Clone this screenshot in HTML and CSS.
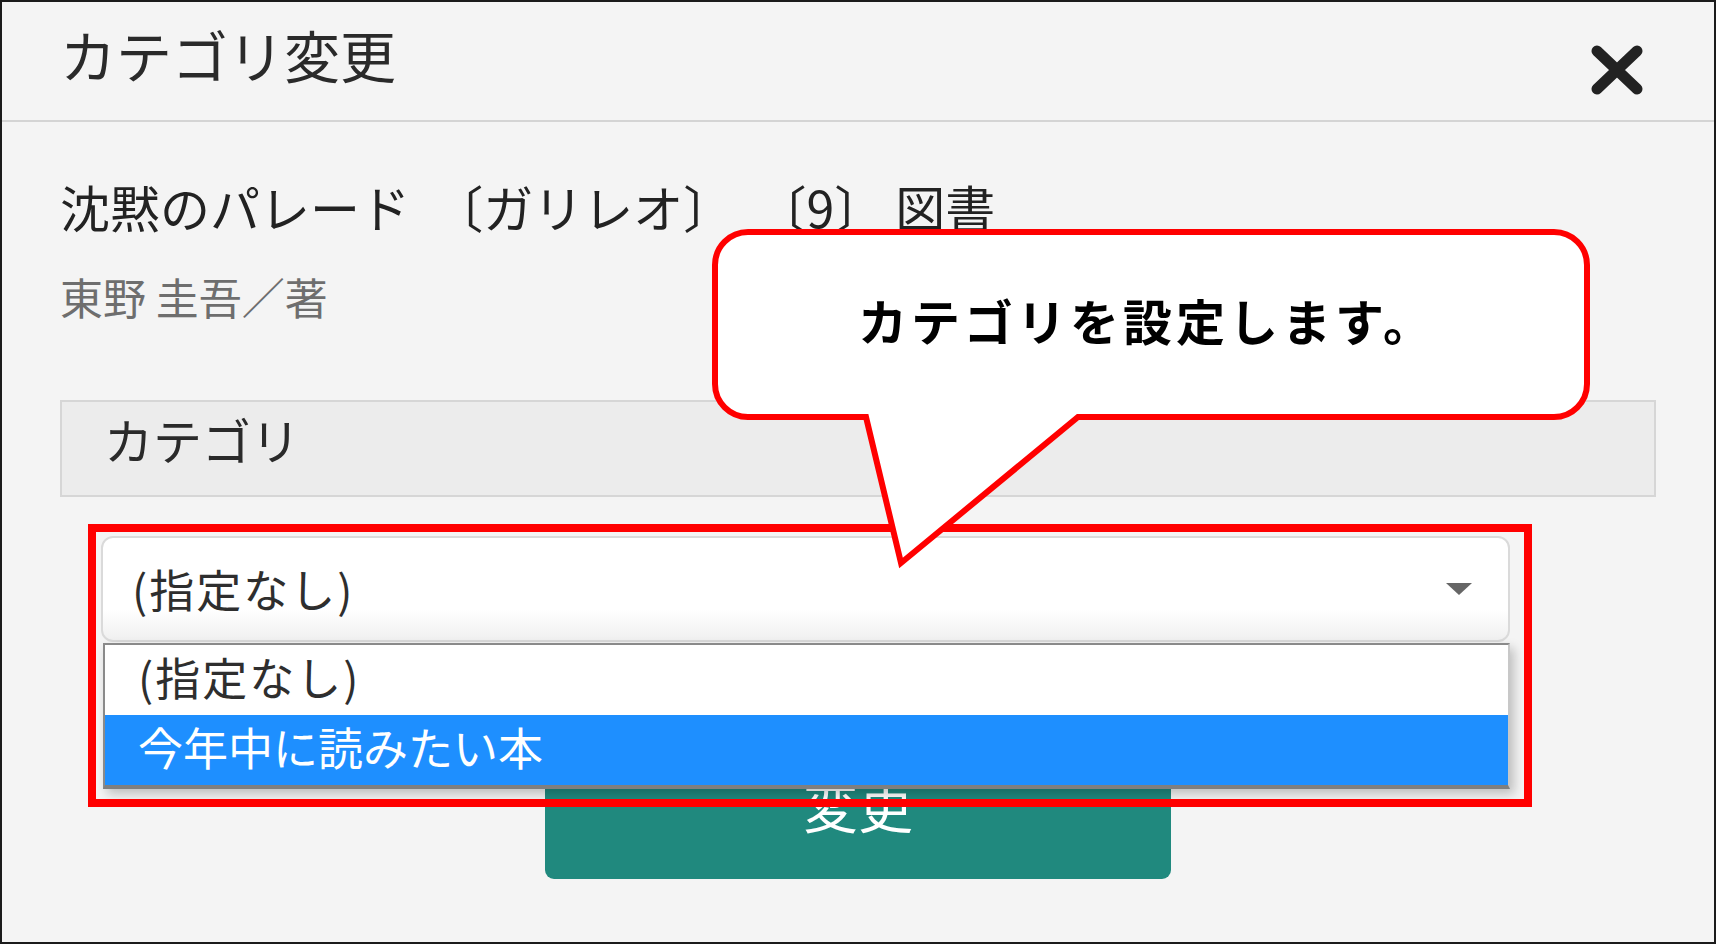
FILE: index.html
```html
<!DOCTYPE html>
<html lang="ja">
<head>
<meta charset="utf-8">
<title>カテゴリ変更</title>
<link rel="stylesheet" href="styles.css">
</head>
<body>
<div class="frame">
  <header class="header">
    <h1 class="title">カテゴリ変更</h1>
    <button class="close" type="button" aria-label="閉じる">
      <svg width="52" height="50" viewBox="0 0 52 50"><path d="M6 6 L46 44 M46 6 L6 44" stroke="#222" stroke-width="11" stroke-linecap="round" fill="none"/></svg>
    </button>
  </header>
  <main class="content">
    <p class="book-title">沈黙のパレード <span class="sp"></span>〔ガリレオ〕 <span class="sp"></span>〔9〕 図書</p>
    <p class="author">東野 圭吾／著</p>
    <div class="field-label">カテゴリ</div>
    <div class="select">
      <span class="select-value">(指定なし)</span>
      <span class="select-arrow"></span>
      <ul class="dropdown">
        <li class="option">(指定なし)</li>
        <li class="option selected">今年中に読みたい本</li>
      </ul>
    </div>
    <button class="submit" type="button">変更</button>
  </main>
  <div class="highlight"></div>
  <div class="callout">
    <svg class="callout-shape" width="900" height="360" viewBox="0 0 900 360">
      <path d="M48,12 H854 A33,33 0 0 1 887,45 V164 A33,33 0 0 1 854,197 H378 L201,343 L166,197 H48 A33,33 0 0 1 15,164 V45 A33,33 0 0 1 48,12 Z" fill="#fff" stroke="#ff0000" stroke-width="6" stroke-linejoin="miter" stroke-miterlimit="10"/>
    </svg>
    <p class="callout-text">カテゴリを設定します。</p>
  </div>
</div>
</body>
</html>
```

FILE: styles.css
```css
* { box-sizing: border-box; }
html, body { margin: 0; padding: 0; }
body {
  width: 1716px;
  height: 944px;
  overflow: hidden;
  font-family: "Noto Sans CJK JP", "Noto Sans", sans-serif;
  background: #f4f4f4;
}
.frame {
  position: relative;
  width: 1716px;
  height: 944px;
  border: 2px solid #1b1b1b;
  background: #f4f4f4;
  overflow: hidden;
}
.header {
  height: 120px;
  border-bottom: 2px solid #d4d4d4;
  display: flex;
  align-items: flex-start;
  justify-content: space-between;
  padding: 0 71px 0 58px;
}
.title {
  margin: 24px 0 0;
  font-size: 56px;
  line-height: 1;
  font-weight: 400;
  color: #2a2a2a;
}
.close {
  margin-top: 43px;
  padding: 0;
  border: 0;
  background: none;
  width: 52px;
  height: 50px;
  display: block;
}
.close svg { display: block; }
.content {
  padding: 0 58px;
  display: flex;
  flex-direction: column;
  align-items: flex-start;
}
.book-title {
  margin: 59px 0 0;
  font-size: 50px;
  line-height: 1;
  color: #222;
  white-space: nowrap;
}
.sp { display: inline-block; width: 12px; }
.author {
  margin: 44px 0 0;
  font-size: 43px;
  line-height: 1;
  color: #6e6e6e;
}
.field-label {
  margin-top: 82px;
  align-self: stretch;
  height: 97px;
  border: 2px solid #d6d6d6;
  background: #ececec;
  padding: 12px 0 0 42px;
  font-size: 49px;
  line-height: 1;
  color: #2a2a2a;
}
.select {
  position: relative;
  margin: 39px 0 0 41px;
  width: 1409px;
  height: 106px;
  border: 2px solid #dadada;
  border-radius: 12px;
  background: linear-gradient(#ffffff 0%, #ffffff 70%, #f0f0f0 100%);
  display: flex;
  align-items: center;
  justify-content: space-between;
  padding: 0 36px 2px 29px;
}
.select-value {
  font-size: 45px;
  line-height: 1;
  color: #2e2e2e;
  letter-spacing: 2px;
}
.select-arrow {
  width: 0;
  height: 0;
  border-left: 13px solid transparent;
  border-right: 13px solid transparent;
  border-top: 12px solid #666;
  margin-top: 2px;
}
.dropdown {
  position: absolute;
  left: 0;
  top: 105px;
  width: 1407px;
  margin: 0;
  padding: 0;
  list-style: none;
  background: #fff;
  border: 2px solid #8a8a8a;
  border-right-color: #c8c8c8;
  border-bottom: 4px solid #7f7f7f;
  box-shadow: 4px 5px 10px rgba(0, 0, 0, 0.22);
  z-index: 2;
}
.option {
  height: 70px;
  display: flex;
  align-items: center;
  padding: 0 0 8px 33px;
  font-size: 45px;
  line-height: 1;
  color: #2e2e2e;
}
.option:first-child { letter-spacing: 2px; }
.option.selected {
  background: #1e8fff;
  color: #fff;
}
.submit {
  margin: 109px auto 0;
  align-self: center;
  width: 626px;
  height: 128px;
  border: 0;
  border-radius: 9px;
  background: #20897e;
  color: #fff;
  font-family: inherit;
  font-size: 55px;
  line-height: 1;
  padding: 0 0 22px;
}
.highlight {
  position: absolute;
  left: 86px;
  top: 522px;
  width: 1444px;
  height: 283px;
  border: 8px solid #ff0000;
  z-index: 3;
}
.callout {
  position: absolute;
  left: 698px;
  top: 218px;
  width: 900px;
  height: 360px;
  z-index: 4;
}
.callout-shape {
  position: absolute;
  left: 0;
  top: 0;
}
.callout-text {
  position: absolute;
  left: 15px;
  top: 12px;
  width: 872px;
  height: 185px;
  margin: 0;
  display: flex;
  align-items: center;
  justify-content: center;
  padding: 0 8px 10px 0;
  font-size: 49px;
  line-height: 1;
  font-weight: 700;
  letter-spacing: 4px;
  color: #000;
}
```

★ ★ ★ ★ ★

■ Requirements ■
Restate the whole listing above exactly, except for its images.

■ Full response ■
Clone this screenshot in HTML and CSS.
FILE: index.html
```html
<!DOCTYPE html>
<html lang="ja">
<head>
<meta charset="utf-8">
<title>カテゴリ変更</title>
<link rel="stylesheet" href="styles.css">
</head>
<body>
<div class="frame">
  <header class="header">
    <h1 class="title">カテゴリ変更</h1>
    <button class="close" type="button" aria-label="閉じる">
      <svg width="52" height="50" viewBox="0 0 52 50"><path d="M6 6 L46 44 M46 6 L6 44" stroke="#222" stroke-width="11" stroke-linecap="round" fill="none"/></svg>
    </button>
  </header>
  <main class="content">
    <p class="book-title">沈黙のパレード <span class="sp"></span>〔ガリレオ〕 <span class="sp"></span>〔9〕 図書</p>
    <p class="author">東野 圭吾／著</p>
    <div class="field-label">カテゴリ</div>
    <div class="select">
      <span class="select-value">(指定なし)</span>
      <span class="select-arrow"></span>
      <ul class="dropdown">
        <li class="option">(指定なし)</li>
        <li class="option selected">今年中に読みたい本</li>
      </ul>
    </div>
    <button class="submit" type="button">変更</button>
  </main>
  <div class="highlight"></div>
  <div class="callout">
    <svg class="callout-shape" width="900" height="360" viewBox="0 0 900 360">
      <path d="M48,12 H854 A33,33 0 0 1 887,45 V164 A33,33 0 0 1 854,197 H378 L201,343 L166,197 H48 A33,33 0 0 1 15,164 V45 A33,33 0 0 1 48,12 Z" fill="#fff" stroke="#ff0000" stroke-width="6" stroke-linejoin="miter" stroke-miterlimit="10"/>
    </svg>
    <p class="callout-text">カテゴリを設定します。</p>
  </div>
</div>
</body>
</html>
```

FILE: styles.css
```css
* { box-sizing: border-box; }
html, body { margin: 0; padding: 0; }
body {
  width: 1716px;
  height: 944px;
  overflow: hidden;
  font-family: "Noto Sans CJK JP", "Noto Sans", sans-serif;
  background: #f4f4f4;
}
.frame {
  position: relative;
  width: 1716px;
  height: 944px;
  border: 2px solid #1b1b1b;
  background: #f4f4f4;
  overflow: hidden;
}
.header {
  height: 120px;
  border-bottom: 2px solid #d4d4d4;
  display: flex;
  align-items: flex-start;
  justify-content: space-between;
  padding: 0 71px 0 58px;
}
.title {
  margin: 24px 0 0;
  font-size: 56px;
  line-height: 1;
  font-weight: 400;
  color: #2a2a2a;
}
.close {
  margin-top: 43px;
  padding: 0;
  border: 0;
  background: none;
  width: 52px;
  height: 50px;
  display: block;
}
.close svg { display: block; }
.content {
  padding: 0 58px;
  display: flex;
  flex-direction: column;
  align-items: flex-start;
}
.book-title {
  margin: 59px 0 0;
  font-size: 50px;
  line-height: 1;
  color: #222;
  white-space: nowrap;
}
.sp { display: inline-block; width: 12px; }
.author {
  margin: 44px 0 0;
  font-size: 43px;
  line-height: 1;
  color: #6e6e6e;
}
.field-label {
  margin-top: 82px;
  align-self: stretch;
  height: 97px;
  border: 2px solid #d6d6d6;
  background: #ececec;
  padding: 12px 0 0 42px;
  font-size: 49px;
  line-height: 1;
  color: #2a2a2a;
}
.select {
  position: relative;
  margin: 39px 0 0 41px;
  width: 1409px;
  height: 106px;
  border: 2px solid #dadada;
  border-radius: 12px;
  background: linear-gradient(#ffffff 0%, #ffffff 70%, #f0f0f0 100%);
  display: flex;
  align-items: center;
  justify-content: space-between;
  padding: 0 36px 2px 29px;
}
.select-value {
  font-size: 45px;
  line-height: 1;
  color: #2e2e2e;
  letter-spacing: 2px;
}
.select-arrow {
  width: 0;
  height: 0;
  border-left: 13px solid transparent;
  border-right: 13px solid transparent;
  border-top: 12px solid #666;
  margin-top: 2px;
}
.dropdown {
  position: absolute;
  left: 0;
  top: 105px;
  width: 1407px;
  margin: 0;
  padding: 0;
  list-style: none;
  background: #fff;
  border: 2px solid #8a8a8a;
  border-right-color: #c8c8c8;
  border-bottom: 4px solid #7f7f7f;
  box-shadow: 4px 5px 10px rgba(0, 0, 0, 0.22);
  z-index: 2;
}
.option {
  height: 70px;
  display: flex;
  align-items: center;
  padding: 0 0 8px 33px;
  font-size: 45px;
  line-height: 1;
  color: #2e2e2e;
}
.option:first-child { letter-spacing: 2px; }
.option.selected {
  background: #1e8fff;
  color: #fff;
}
.submit {
  margin: 109px auto 0;
  align-self: center;
  width: 626px;
  height: 128px;
  border: 0;
  border-radius: 9px;
  background: #20897e;
  color: #fff;
  font-family: inherit;
  font-size: 55px;
  line-height: 1;
  padding: 0 0 22px;
}
.highlight {
  position: absolute;
  left: 86px;
  top: 522px;
  width: 1444px;
  height: 283px;
  border: 8px solid #ff0000;
  z-index: 3;
}
.callout {
  position: absolute;
  left: 698px;
  top: 218px;
  width: 900px;
  height: 360px;
  z-index: 4;
}
.callout-shape {
  position: absolute;
  left: 0;
  top: 0;
}
.callout-text {
  position: absolute;
  left: 15px;
  top: 12px;
  width: 872px;
  height: 185px;
  margin: 0;
  display: flex;
  align-items: center;
  justify-content: center;
  padding: 0 8px 10px 0;
  font-size: 49px;
  line-height: 1;
  font-weight: 700;
  letter-spacing: 4px;
  color: #000;
}
```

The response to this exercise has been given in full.